As I’ve never been a daytime soap fan, I’ve often wondered how these series find new fans with decades of drama preceding this week’s stories. Aside from Bucky, all of the Thunderbolts were introduced in more recent projects: 2018’s Ant-Man and the Wasp, 2021’s Black Widow, and the 2021 series Falcon and the Winter Soldier. That’s still more than nine hours of homework built on top of earlier adventures from Captain America, the Winter Soldier, and Black Widow. To its credit, Thunderbolts* stays light on its feet even with that historical weight, avoiding the pitfall of Captain America: Brave New World, which bogged its civic-minded ideas down in exposition and recaps of the less-beloved Eternals and forgettable The Incredible Hulk. Of its two hours and change, only the change feels superfluous, and the two hours prioritizes character and comedy over advertising the next installment, the commonest pitfall of the post-Endgame MCU. 

Congressman Bucky Barnes takes questions from the press in THUNDERBOLTS* (2025)

Also like a soap opera, this saga is best when focusing on the present moment instead carrying the past’s burdens or the future’s plans. Perhaps this is why for the first time in seven years my Gen Z sister suggested a theatrical viewing because she heard Thunderbolts* was more like “old Marvel.” Though “old Marvel” had its slop, its best chapters kept focus on one idea, such as Guardians of the Galaxy and the Magic of Friendship, Black Panther and the Power of Legacy, or Thor and the Long-Term Impact of a Dysfunctional Family. Now we have Thunderbolts and the Dangers of Depression, which gives its many stars a surprising amount of runway to explore their dramatic chops. Stan continues to steady this franchise as a never-too-mopey-just-sardonic-enough sad boy, Pugh is bringing the new energy it needs, and still Pullman almost steals the movie from them as his own new brand of sad boy.

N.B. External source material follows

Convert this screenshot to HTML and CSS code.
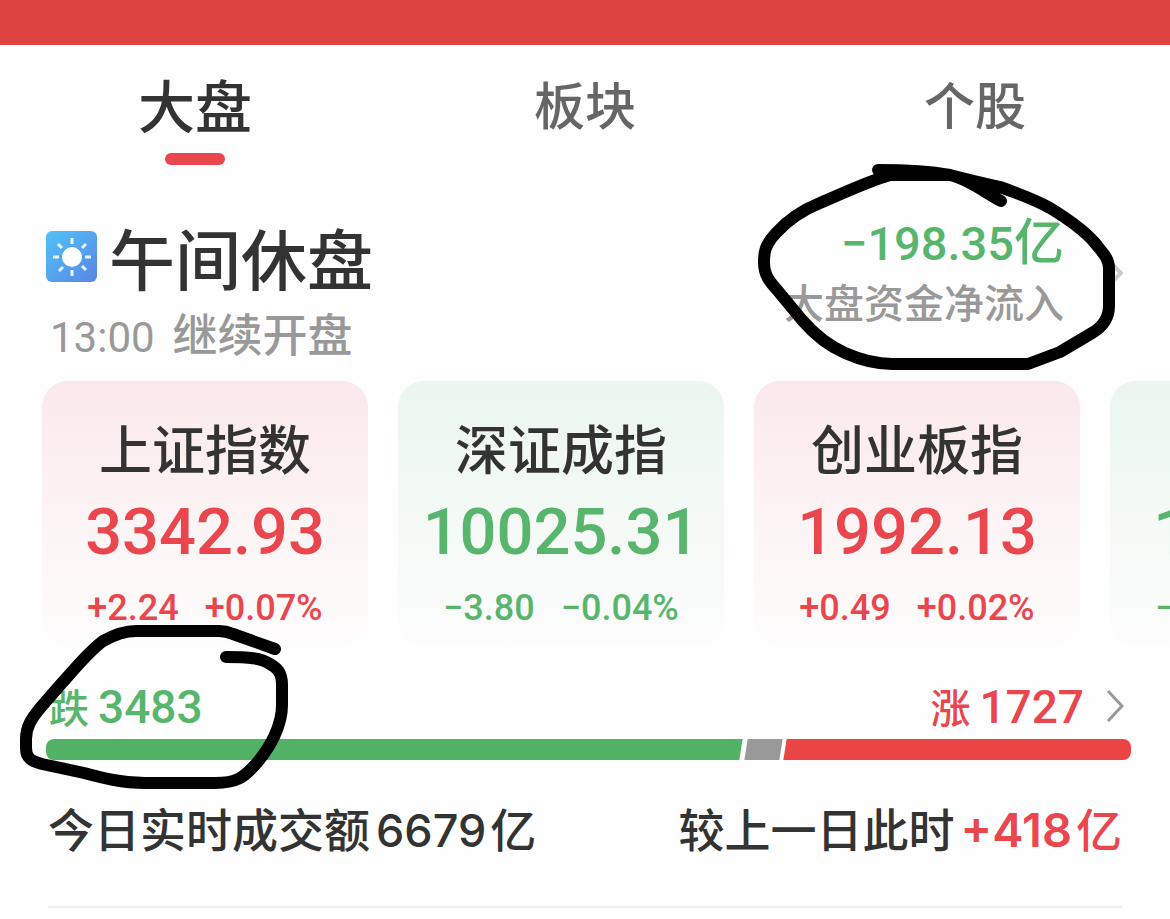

Without spoiling the plot (which isn’t predictable thanks to a fun and misleading marketing champaign), the script brings in opportunities for them to reflect on their life stories and uses their powers to literalize their mental health, both in ways only possible in a superhero story. Though this has been a discussion point for MCU heroes before (even explicitly in Iron Man 3), this is probably the only title aside from the series WandaVision that has balanced comedy and drama so well. And if we’re talking comedy, it would be a crime not to mention Marvel finally finds a real use for Louis-Dreyfus. Valentina is her take on Miranda Priestly, both antagonist and consistent comic relief. She may be the best reflection to real-life corruption in Washington, but she’s also a delight torturing Geraldine Viswanathan’s ambitious assistant. 

Geraldine Viswanathan and Julia Louis-Dreyfus in THUNDERBOLTS* (2025)

Another soap opera strategy at play? The reset. Yes, Thunderbolts* features a team fighting their way through yet another battle in New York City, but a pit stop in the scenic Southwest and a Son Lux soundtrack go a long way to giving it a fresh coat of paint. (As does a director with a point of view like Jake Schreier, who featured Son Lux on the soundtrack to his previous feature Paper Towns as well.) TBD on if releasing audiences from almost two decades of history will invite new fans in. The near-empty theater I saw it in its second Saturday in release wasn’t promising, but my sister said she’d watch it again even with whispered explainers she needed to keep up. Thunderbolts*  may not be a game-changer for superhero movies or for the MCU, but it does feel like a reset in the right direction.